Watch CBS News

Could the Meltdown be a Hoax?

End of the World as We Know ItI'm wondering whether the meltdown might be more a product of fear than of reality.

Obviously, sub-prime loans are really defaulting. And there were a lot of packaged securities that used those loans. However, it appears to me that a great deal of the meltdown has to do with stuff that nobody seems able to explain or measure.

There are all these bad securities out there, supposedly screwing up the finances of banks, but nobody knows where all of them are or how much they're worth. Doesn't it seem odd to you that in a world where we're practically drowning in numbers, nobody seems to be able to get their hands around the exact size of the problem?

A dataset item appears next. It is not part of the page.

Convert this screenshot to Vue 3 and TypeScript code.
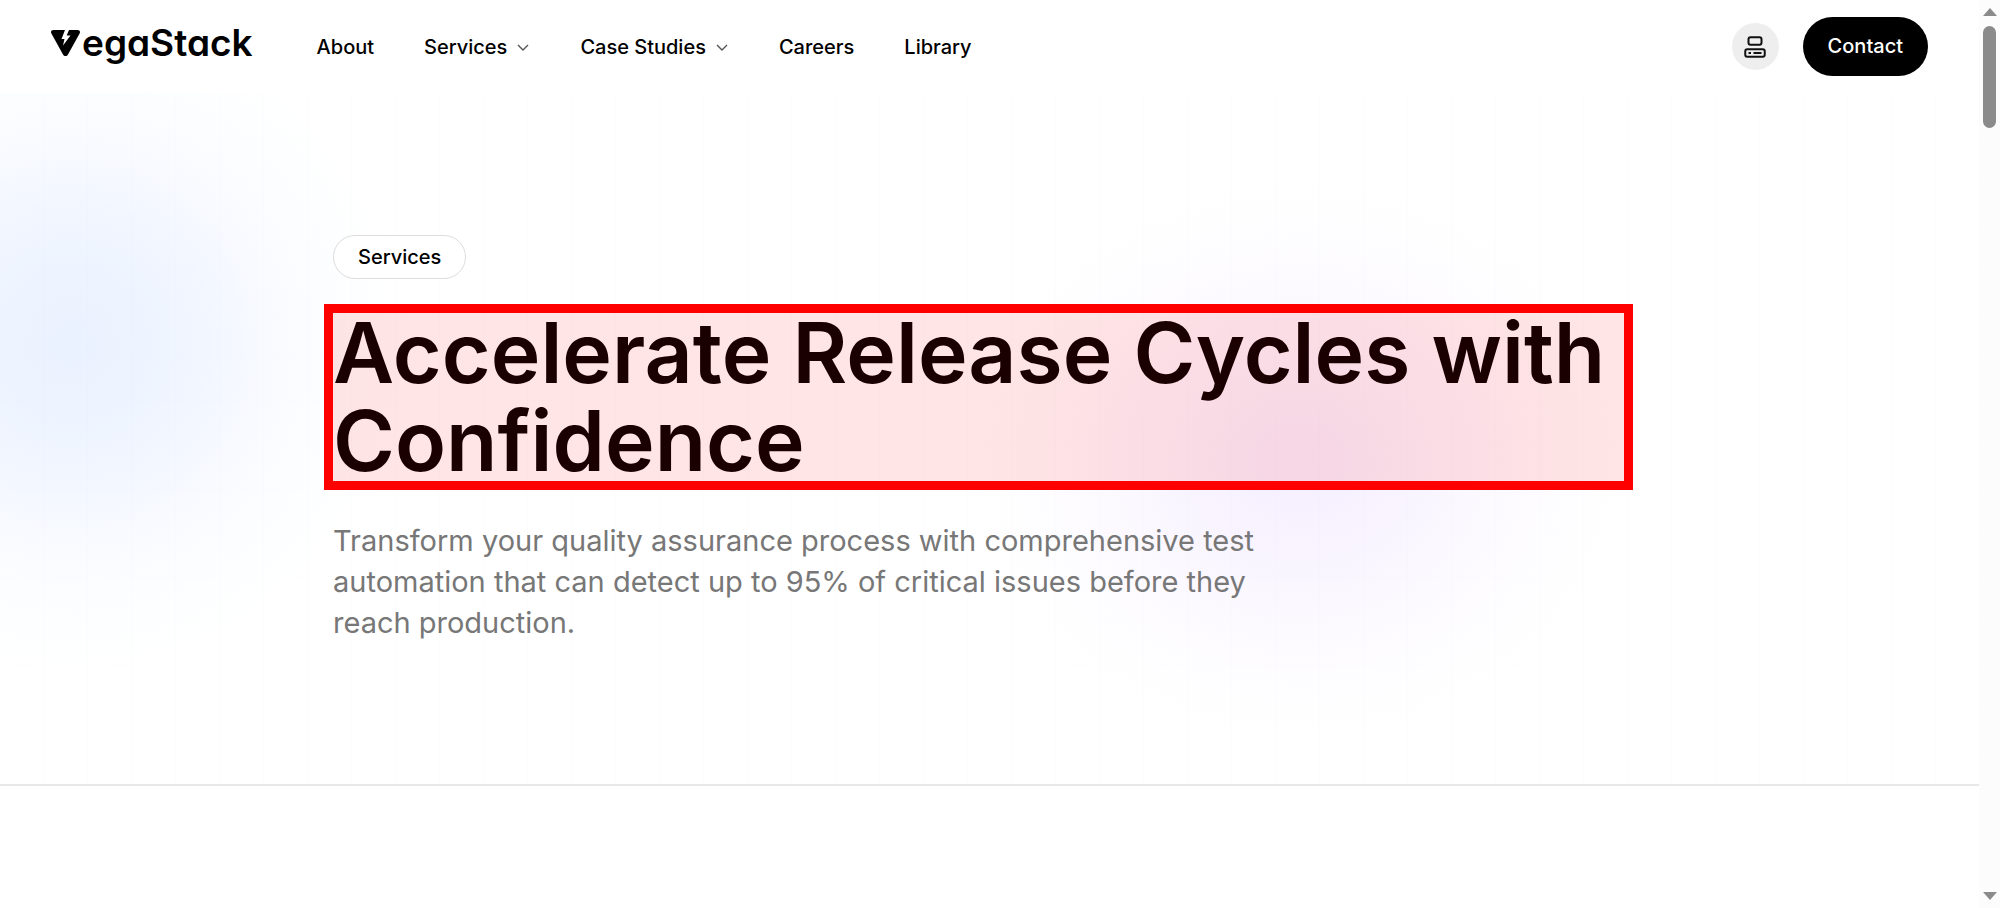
<script setup lang="ts">
interface NavItem {
  label: string
  menu: boolean
}

const navItems: NavItem[] = [
  { label: 'About', menu: false },
  { label: 'Services', menu: true },
  { label: 'Case Studies', menu: true },
  { label: 'Careers', menu: false },
  { label: 'Library', menu: false },
]
</script>

<template>
  <div class="window">
    <div class="page">
      <header class="header">
        <a class="logo" href="#" aria-label="VegaStack">
          <svg class="logo-mark" viewBox="0 0 29 26" aria-hidden="true">
            <path
              fill="#000"
              d="M2.5 0H14L10.5 9H13.5L12 15.5L19.5 5.5H15.7L18 0H26.5C28.7 0 29.6 1.8 28.6 3.6L17 24.4C15.8 26.5 13.2 26.5 12 24.4L0.4 3.6C-0.6 1.8 0.3 0 2.5 0Z"
            />
          </svg>
          <span class="logo-text">egaStack</span>
        </a>
        <nav class="nav" aria-label="Main">
          <template v-for="item in navItems" :key="item.label">
            <button v-if="item.menu" class="nav-item nav-menu" type="button">
              {{ item.label }}
              <svg class="chevron" viewBox="0 0 14 14" aria-hidden="true">
                <path d="M2 5L7 10L12 5" fill="none" stroke="#555" stroke-width="1.4" />
              </svg>
            </button>
            <a v-else class="nav-item" href="#">{{ item.label }}</a>
          </template>
        </nav>
        <div class="actions">
          <button class="portal" type="button" aria-label="Client portal">
            <svg viewBox="0 0 24 24" aria-hidden="true" fill="none" stroke="#111" stroke-width="2">
              <rect x="5.5" y="2.25" width="13" height="7.5" rx="2" />
              <rect x="2.25" y="14.25" width="19.5" height="7.5" rx="2" />
              <path d="M5.5 18H8M10.5 18H18.5" />
            </svg>
          </button>
          <a class="contact" href="#">Contact</a>
        </div>
      </header>
      <main class="hero">
        <div class="content">
          <a class="tag" href="#">Services</a>
          <h1 class="title">Accelerate Release Cycles with Confidence</h1>
          <p class="lead">
            Transform your quality assurance process with comprehensive test automation that can
            detect up to 95% of critical issues before they reach production.
          </p>
        </div>
      </main>
    </div>
    <div class="scrollbar" aria-hidden="true">
      <svg class="arrow" viewBox="0 0 14 8"><path d="M7 0L14 8H0Z" fill="#8b8b8b" /></svg>
      <div class="thumb"></div>
      <svg class="arrow arrow-down" viewBox="0 0 14 8"><path d="M0 0H14L7 8Z" fill="#8b8b8b" /></svg>
    </div>
  </div>
</template>

<style>
body {
  margin: 0;
  background: #fff;
}
</style>

<style scoped>
.window {
  display: flex;
  min-height: 100vh;
  font-family: Inter, "Liberation Sans", sans-serif;
  color: #000;
}

.page {
  flex: 1;
  min-width: 0;
}

.header {
  display: flex;
  align-items: center;
  box-sizing: border-box;
  height: 93px;
  padding: 0 51px;
}

.logo {
  display: flex;
  align-items: center;
  gap: 2px;
  padding-bottom: 8px;
  color: #000;
  text-decoration: none;
}

.logo-mark {
  width: 29px;
  height: 26px;
}

.logo-text {
  font-size: 37px;
  line-height: 40px;
  font-weight: 600;
  font-feature-settings: "cv11";
}

.nav {
  display: flex;
  align-items: center;
  gap: 50px;
  margin-left: 64px;
}

.nav-item {
  padding: 0;
  border: 0;
  background: none;
  color: #000;
  font: 500 20px/28px Inter, "Liberation Sans", sans-serif;
  text-decoration: none;
}

.nav-menu {
  display: flex;
  align-items: center;
  gap: 9px;
}

.chevron {
  width: 14px;
  height: 14px;
}

.actions {
  display: flex;
  align-items: center;
  gap: 24px;
  margin-left: auto;
}

.portal {
  display: grid;
  place-items: center;
  width: 47px;
  height: 47px;
  padding: 0;
  border: 0;
  border-radius: 50%;
  background: #eee;
}

.portal svg {
  width: 24px;
  height: 24px;
}

.contact {
  padding: 15px 25px;
  border-radius: 30px;
  background: #000;
  color: #fff;
  font-size: 20px;
  line-height: 29px;
  font-weight: 500;
  text-decoration: none;
}

.hero {
  padding: 142px 0 141px;
  border-bottom: 2px solid #e8e8e8;
  background:
    repeating-linear-gradient(90deg, transparent 0 43px, rgb(0 0 0 / 0.6%) 43px 44px),
    repeating-linear-gradient(transparent 0 43px, rgb(0 0 0 / 0.4%) 43px 44px),
    radial-gradient(circle 340px at 72px 250px, #eaf2ff, #f0f5ff 34%, #f9fbff 62%, #fdfeff 82%, transparent),
    radial-gradient(ellipse 340px 290px at 1300px 367px, #f5eeff, #f9f5ff 36%, #fdfbff 66%, #fefeff 86%, transparent);
}

.content {
  box-sizing: border-box;
  width: 1313px;
  max-width: calc(100% - 64px);
  margin: 0 auto;
  padding-right: 22px;
}

.tag {
  display: block;
  box-sizing: border-box;
  width: fit-content;
  padding: 7px 24px;
  border: 1px solid #ddd;
  border-radius: 22px;
  background: #fff;
  color: #000;
  font-size: 20px;
  line-height: 28px;
  font-weight: 500;
  text-decoration: none;
}

.title {
  margin: 30px -4px 0;
  padding: 0 4px;
  outline: 9px solid #f00;
  outline-offset: -4px;
  background: rgb(255 0 0 / 10%);
  color: #1a0000;
  font-size: 84px;
  line-height: 88px;
  font-weight: 600;
}

.lead {
  max-width: 960px;
  margin: 35px 0 0;
  color: #777;
  font-size: 29px;
  line-height: 41px;
}

.scrollbar {
  display: flex;
  flex-direction: column;
  align-items: center;
  box-sizing: border-box;
  width: 21px;
  height: 100vh;
  padding: 8px 0;
  background: #fcfcfc;
}

.arrow {
  width: 14px;
  height: 8px;
}

.arrow-down {
  margin-top: auto;
}

.thumb {
  width: 13px;
  height: 102px;
  margin-top: 10px;
  border-radius: 7px;
  background: #8b8b8b;
}
</style>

And, speaking of numbers, a couple of days ago I heard some analyst talking about $100 trillion at risk. I don't care how screwed up the mortgage market is, there's a "common sense" part of my brain that says: that's ludicrous.

I smell a rat. And it's a rat that's emitting the sour stink of deja vu.

One of the economists who's being widely quoted on the meltdown is Ed Yardeni. Turns out that Yardeni was a key proponent of the theory that impending Y2K disasters would mean the end of the world as we know it.

Now, there was some truth behind the Y2K situation, in the sense that there were some very old computer programs that couldn't handle the date change.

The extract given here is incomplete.